A BRILLIANT CHEF (WITH A BIG HEART)

By Linda Lee

The scene may be a Manhattan co-op, a North Fork farmhouse or a billionaire’s waterfront home in the Hamptons. It might even be a Caribbean Island because Chef Ryan Carroll has flown on a private jet for a dinner party for a media bigwig. The people who hire him for intimate two-person meals, for dinner parties for ten or twelve people, are devoted to him because of his skill, his discretion and his team of waiters and sous chefs.

One of Chef Ryan’s dinner parties

As with all talented chefs, Ryan Carroll has innate skill, polished by experience in exalted kitchens. He worked at one of Jean-Georges Vongerichten’s restaurants. He was taught by the star chef John Fraser, who glorifies the ways vegetables can be turned into fine dining. And perhaps most influential of all, Ryan Carroll worked for the humanitarian and quadruple-Michelin-star chef José Andrés. He also attended the Culinary Institute of America, on the Hudson.

And then there was his homelife in Sayville, LI. His mother insisted he try everything at least once, and he had two Italian grandmothers.

One was from Sicily. The other, from Trento, in the Italian Alps bordering Switzerland and Austria.

“My grandmother from the north cooked in butter,” he says. “She was almost German. Risotto. Gnocchi. Polenta. No tomato sauce.”

“My other grandmother was from Sicily, and so it was red sauce, chicken parm, meatballs. Sunday sauce. I had it both ways.”

Panna Cotta with lemon poppy crumble, strawberry halves

 

 

Chocolate gateau with straccilatella gelato

He loves being challenged by special requests: vegan, vegetarian, gluten-free, no shellfish. Such requests lead to inspiration.

Mini Wagu Wellington with burgundy truffles, on pommes puree

His menus, which often star imaginative pasta dishes, vegetables used in delightful and creative ways and lots of luxury signifiers (truffles, hollandaise, steak, lobster, caviar) can be customized for any occasion. His desserts are sometimes minimal, but can also be extravagant, depending on the client’s wishes.

These days Carroll is living on a mushroom farm in Mattituck, on the North Fork of Long Island. On a wintry Friday night he was in Manhattan preparing  for a glittering gathering on Sutton Place. He was fully booked through the winter and now is accepting calls for small dinner parties, ladies’ nights, intimate at-home dinners and more for March, April and beyond. In the summer, he expects to be heavily booked in the Hamptons.

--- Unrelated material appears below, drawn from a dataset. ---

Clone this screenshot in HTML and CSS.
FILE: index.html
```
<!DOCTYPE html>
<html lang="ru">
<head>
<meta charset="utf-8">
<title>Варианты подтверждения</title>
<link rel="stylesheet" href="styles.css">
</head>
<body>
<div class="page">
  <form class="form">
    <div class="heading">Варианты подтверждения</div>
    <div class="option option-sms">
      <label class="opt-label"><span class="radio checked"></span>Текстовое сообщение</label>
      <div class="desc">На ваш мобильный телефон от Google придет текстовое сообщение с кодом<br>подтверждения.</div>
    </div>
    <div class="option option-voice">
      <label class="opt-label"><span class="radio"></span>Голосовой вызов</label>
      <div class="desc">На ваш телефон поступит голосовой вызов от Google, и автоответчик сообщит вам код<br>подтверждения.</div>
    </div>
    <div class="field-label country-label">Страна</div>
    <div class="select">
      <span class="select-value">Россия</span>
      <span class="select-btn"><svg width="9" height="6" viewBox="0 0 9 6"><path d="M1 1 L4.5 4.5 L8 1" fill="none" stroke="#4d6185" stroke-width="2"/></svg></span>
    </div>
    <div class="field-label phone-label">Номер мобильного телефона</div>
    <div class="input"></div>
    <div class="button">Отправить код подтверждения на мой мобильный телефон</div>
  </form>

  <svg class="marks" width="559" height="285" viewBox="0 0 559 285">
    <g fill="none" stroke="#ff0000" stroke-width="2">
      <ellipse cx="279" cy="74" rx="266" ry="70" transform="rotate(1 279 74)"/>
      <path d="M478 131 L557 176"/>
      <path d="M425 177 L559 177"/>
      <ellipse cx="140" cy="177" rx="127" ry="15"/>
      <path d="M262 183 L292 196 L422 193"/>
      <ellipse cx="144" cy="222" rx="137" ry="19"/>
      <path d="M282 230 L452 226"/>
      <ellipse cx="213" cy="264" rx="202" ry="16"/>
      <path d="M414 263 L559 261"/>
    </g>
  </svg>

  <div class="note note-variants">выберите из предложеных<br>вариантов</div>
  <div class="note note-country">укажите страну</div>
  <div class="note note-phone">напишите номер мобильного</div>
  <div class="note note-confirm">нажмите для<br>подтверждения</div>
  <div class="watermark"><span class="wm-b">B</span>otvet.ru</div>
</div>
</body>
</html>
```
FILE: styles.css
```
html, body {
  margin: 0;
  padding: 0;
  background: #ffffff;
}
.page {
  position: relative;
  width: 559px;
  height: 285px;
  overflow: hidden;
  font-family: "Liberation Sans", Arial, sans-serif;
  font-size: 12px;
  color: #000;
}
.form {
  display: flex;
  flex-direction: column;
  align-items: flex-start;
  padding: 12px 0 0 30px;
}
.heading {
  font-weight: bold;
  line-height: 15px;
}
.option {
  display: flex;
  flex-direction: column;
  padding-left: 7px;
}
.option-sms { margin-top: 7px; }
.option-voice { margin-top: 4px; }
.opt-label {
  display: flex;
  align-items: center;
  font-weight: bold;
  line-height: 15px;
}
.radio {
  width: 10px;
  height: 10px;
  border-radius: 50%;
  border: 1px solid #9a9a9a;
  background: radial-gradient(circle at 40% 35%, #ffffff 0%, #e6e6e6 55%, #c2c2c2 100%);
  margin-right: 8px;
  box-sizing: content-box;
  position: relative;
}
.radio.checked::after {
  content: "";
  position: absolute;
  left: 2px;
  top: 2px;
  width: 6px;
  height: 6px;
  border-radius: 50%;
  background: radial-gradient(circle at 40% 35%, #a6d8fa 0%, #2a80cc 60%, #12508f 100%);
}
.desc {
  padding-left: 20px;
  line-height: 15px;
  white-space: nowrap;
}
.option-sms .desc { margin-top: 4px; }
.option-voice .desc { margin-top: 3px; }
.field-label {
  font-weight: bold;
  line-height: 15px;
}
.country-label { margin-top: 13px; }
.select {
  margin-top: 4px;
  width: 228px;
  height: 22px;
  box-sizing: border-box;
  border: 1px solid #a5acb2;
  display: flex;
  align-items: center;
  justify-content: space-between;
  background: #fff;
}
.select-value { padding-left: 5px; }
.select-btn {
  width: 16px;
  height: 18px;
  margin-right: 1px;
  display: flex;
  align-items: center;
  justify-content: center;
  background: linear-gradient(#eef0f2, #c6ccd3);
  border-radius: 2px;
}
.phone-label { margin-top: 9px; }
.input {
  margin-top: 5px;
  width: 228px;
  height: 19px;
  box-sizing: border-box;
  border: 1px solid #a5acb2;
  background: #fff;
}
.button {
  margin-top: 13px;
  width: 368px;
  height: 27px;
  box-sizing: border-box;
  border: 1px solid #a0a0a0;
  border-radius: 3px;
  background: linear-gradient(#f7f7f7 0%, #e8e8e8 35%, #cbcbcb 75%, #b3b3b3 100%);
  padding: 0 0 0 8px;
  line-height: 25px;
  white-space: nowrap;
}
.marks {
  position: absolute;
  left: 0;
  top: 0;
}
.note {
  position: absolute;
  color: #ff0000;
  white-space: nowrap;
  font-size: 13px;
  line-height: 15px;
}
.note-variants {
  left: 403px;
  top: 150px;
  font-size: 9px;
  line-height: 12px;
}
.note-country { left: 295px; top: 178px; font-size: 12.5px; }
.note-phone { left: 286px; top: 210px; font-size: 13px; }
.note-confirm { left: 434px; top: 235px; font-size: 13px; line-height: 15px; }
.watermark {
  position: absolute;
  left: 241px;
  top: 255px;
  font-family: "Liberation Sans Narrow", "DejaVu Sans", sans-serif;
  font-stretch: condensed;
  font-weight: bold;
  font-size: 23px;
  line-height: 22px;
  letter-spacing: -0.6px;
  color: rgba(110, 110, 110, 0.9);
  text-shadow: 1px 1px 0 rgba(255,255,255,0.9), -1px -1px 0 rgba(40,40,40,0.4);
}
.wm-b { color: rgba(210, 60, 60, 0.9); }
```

Chef Ryan would always prefer using local produce, especially Mattituck Mushrooms, grown on the farm where he resides.

 

Besides these extravagant dinner parties, Chef Ryan has another mission. Partly inspired by the work of Chef Andrés, whose World Central Kitchen rushes to natural disasters, wars and areas of desperate need to serve food, free of charge. During Covid, the WCK set up kitchens outside hospitals to feed emergency workers. In Ukraine, they have fed refugees. After earthquakes WCK manages to get food to survivors. They have air-dropped 500 pallets of food into Gaza.

Carroll lost his last restaurant job during the Covid crisis, when restaurants and bars closed by the hundreds for lack of customers. He knew dozens of other talented food workers who similarly found themselves at loose ends. Thus he began organizing them to prepare food for hospital workers, veterans and the poor. He opened Carroll’s Kitchen in 2020, in Blue Point, LI, as a nonprofit to provide for people who could use a good meal. From that modest beginning, serving take-out meals for $14.95 with a meal for grandma free, all to support free food for the poor, to the massive operation the charity is today.

Last Thanksgiving Carroll’s Kitchen joined the Massapequa Fire Department in roasting 10,000 pounds of turkey to make 15,000 dinners for the elderly, veterans and those in need. At Christmas, Carroll’s Kitchen was put in charge of roasting the hams. One of his last projects was helping open a food pantry in Mastic. All of it  is supported by volunteers and donations.

“I have a talent for organizing,” Carroll says, modestly.  It is clear his passion is not just for food, but for feeding.